Set problem: Repeat the data word for word. Do not include the pictures.

========

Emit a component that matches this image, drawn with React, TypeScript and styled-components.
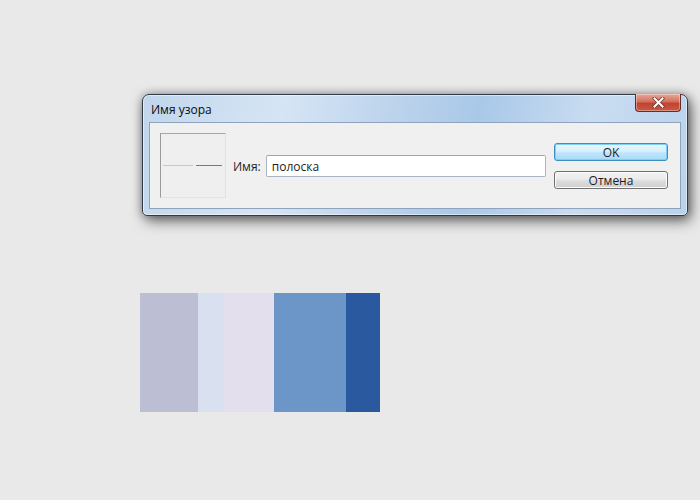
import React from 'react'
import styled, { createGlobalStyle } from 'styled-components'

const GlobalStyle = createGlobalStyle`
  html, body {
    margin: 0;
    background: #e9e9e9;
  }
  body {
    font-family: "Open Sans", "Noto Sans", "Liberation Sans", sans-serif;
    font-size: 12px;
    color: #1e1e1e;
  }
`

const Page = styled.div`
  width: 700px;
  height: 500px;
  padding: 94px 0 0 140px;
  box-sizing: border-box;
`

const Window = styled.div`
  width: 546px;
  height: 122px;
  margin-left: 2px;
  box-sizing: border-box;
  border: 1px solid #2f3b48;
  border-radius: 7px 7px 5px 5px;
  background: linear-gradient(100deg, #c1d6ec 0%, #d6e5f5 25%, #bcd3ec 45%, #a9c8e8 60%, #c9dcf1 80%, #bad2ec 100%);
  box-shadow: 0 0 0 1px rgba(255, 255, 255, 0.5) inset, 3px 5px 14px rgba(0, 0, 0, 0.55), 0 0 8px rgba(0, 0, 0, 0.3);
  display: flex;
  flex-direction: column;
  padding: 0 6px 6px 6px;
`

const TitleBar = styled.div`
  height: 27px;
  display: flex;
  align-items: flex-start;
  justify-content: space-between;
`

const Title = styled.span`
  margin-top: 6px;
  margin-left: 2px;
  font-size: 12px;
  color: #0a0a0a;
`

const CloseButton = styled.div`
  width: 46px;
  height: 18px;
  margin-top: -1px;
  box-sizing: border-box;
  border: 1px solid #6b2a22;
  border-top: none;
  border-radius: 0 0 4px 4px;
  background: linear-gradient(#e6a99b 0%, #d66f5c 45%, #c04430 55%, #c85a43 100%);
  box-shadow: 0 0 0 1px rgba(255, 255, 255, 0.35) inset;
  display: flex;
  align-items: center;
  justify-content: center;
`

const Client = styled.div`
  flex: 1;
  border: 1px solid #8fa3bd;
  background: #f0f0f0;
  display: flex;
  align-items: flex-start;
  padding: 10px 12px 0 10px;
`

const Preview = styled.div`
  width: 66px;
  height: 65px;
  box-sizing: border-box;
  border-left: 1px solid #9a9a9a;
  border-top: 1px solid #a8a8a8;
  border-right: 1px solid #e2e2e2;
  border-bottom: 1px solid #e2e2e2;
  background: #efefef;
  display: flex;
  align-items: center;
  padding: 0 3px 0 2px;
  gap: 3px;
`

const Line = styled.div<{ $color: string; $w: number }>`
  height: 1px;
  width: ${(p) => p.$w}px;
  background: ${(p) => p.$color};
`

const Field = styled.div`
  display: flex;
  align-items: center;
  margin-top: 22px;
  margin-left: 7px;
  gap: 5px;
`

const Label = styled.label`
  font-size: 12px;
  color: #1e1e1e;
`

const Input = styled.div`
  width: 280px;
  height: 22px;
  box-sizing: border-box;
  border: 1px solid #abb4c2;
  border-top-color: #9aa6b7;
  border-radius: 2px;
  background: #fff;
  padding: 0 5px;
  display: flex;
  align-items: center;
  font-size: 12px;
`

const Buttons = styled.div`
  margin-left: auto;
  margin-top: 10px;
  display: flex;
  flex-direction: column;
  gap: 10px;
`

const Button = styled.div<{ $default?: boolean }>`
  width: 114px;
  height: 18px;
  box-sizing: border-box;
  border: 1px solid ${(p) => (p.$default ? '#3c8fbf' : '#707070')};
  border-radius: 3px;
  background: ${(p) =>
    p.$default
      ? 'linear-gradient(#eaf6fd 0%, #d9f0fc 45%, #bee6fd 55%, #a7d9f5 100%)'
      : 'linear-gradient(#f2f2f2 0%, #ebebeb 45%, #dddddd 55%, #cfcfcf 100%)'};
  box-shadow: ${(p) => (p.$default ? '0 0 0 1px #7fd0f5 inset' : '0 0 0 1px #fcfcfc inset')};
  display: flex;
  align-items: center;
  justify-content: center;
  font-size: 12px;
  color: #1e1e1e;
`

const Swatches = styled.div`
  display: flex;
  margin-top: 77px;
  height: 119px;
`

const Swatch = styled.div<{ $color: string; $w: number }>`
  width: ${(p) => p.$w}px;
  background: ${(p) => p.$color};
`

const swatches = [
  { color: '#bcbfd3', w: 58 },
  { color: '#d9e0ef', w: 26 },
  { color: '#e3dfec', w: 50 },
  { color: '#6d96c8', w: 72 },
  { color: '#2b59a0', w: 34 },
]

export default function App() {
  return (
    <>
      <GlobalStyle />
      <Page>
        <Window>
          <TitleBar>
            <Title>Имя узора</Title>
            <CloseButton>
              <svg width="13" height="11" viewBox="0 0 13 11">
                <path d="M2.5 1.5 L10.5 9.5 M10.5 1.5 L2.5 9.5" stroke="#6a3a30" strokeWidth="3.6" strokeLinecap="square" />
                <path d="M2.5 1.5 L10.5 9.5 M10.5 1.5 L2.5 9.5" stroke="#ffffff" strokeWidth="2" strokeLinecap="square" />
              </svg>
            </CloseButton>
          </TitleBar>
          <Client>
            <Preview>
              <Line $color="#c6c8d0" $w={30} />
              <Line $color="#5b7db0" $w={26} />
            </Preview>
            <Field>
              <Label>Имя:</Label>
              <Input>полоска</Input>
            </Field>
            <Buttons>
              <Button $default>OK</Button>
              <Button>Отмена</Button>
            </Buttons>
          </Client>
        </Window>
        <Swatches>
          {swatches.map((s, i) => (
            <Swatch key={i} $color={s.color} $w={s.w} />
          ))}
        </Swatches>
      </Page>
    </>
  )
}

========

Result of this task:
Emit a component that matches this image, drawn with React, TypeScript and styled-components.
import React from 'react'
import styled, { createGlobalStyle } from 'styled-components'

const GlobalStyle = createGlobalStyle`
  html, body {
    margin: 0;
    background: #e9e9e9;
  }
  body {
    font-family: "Open Sans", "Noto Sans", "Liberation Sans", sans-serif;
    font-size: 12px;
    color: #1e1e1e;
  }
`

const Page = styled.div`
  width: 700px;
  height: 500px;
  padding: 94px 0 0 140px;
  box-sizing: border-box;
`

const Window = styled.div`
  width: 546px;
  height: 122px;
  margin-left: 2px;
  box-sizing: border-box;
  border: 1px solid #2f3b48;
  border-radius: 7px 7px 5px 5px;
  background: linear-gradient(100deg, #c1d6ec 0%, #d6e5f5 25%, #bcd3ec 45%, #a9c8e8 60%, #c9dcf1 80%, #bad2ec 100%);
  box-shadow: 0 0 0 1px rgba(255, 255, 255, 0.5) inset, 3px 5px 14px rgba(0, 0, 0, 0.55), 0 0 8px rgba(0, 0, 0, 0.3);
  display: flex;
  flex-direction: column;
  padding: 0 6px 6px 6px;
`

const TitleBar = styled.div`
  height: 27px;
  display: flex;
  align-items: flex-start;
  justify-content: space-between;
`

const Title = styled.span`
  margin-top: 6px;
  margin-left: 2px;
  font-size: 12px;
  color: #0a0a0a;
`

const CloseButton = styled.div`
  width: 46px;
  height: 18px;
  margin-top: -1px;
  box-sizing: border-box;
  border: 1px solid #6b2a22;
  border-top: none;
  border-radius: 0 0 4px 4px;
  background: linear-gradient(#e6a99b 0%, #d66f5c 45%, #c04430 55%, #c85a43 100%);
  box-shadow: 0 0 0 1px rgba(255, 255, 255, 0.35) inset;
  display: flex;
  align-items: center;
  justify-content: center;
`

const Client = styled.div`
  flex: 1;
  border: 1px solid #8fa3bd;
  background: #f0f0f0;
  display: flex;
  align-items: flex-start;
  padding: 10px 12px 0 10px;
`

const Preview = styled.div`
  width: 66px;
  height: 65px;
  box-sizing: border-box;
  border-left: 1px solid #9a9a9a;
  border-top: 1px solid #a8a8a8;
  border-right: 1px solid #e2e2e2;
  border-bottom: 1px solid #e2e2e2;
  background: #efefef;
  display: flex;
  align-items: center;
  padding: 0 3px 0 2px;
  gap: 3px;
`

const Line = styled.div<{ $color: string; $w: number }>`
  height: 1px;
  width: ${(p) => p.$w}px;
  background: ${(p) => p.$color};
`

const Field = styled.div`
  display: flex;
  align-items: center;
  margin-top: 22px;
  margin-left: 7px;
  gap: 5px;
`

const Label = styled.label`
  font-size: 12px;
  color: #1e1e1e;
`

const Input = styled.div`
  width: 280px;
  height: 22px;
  box-sizing: border-box;
  border: 1px solid #abb4c2;
  border-top-color: #9aa6b7;
  border-radius: 2px;
  background: #fff;
  padding: 0 5px;
  display: flex;
  align-items: center;
  font-size: 12px;
`

const Buttons = styled.div`
  margin-left: auto;
  margin-top: 10px;
  display: flex;
  flex-direction: column;
  gap: 10px;
`

const Button = styled.div<{ $default?: boolean }>`
  width: 114px;
  height: 18px;
  box-sizing: border-box;
  border: 1px solid ${(p) => (p.$default ? '#3c8fbf' : '#707070')};
  border-radius: 3px;
  background: ${(p) =>
    p.$default
      ? 'linear-gradient(#eaf6fd 0%, #d9f0fc 45%, #bee6fd 55%, #a7d9f5 100%)'
      : 'linear-gradient(#f2f2f2 0%, #ebebeb 45%, #dddddd 55%, #cfcfcf 100%)'};
  box-shadow: ${(p) => (p.$default ? '0 0 0 1px #7fd0f5 inset' : '0 0 0 1px #fcfcfc inset')};
  display: flex;
  align-items: center;
  justify-content: center;
  font-size: 12px;
  color: #1e1e1e;
`

const Swatches = styled.div`
  display: flex;
  margin-top: 77px;
  height: 119px;
`

const Swatch = styled.div<{ $color: string; $w: number }>`
  width: ${(p) => p.$w}px;
  background: ${(p) => p.$color};
`

const swatches = [
  { color: '#bcbfd3', w: 58 },
  { color: '#d9e0ef', w: 26 },
  { color: '#e3dfec', w: 50 },
  { color: '#6d96c8', w: 72 },
  { color: '#2b59a0', w: 34 },
]

export default function App() {
  return (
    <>
      <GlobalStyle />
      <Page>
        <Window>
          <TitleBar>
            <Title>Имя узора</Title>
            <CloseButton>
              <svg width="13" height="11" viewBox="0 0 13 11">
                <path d="M2.5 1.5 L10.5 9.5 M10.5 1.5 L2.5 9.5" stroke="#6a3a30" strokeWidth="3.6" strokeLinecap="square" />
                <path d="M2.5 1.5 L10.5 9.5 M10.5 1.5 L2.5 9.5" stroke="#ffffff" strokeWidth="2" strokeLinecap="square" />
              </svg>
            </CloseButton>
          </TitleBar>
          <Client>
            <Preview>
              <Line $color="#c6c8d0" $w={30} />
              <Line $color="#5b7db0" $w={26} />
            </Preview>
            <Field>
              <Label>Имя:</Label>
              <Input>полоска</Input>
            </Field>
            <Buttons>
              <Button $default>OK</Button>
              <Button>Отмена</Button>
            </Buttons>
          </Client>
        </Window>
        <Swatches>
          {swatches.map((s, i) => (
            <Swatch key={i} $color={s.color} $w={s.w} />
          ))}
        </Swatches>
      </Page>
    </>
  )
}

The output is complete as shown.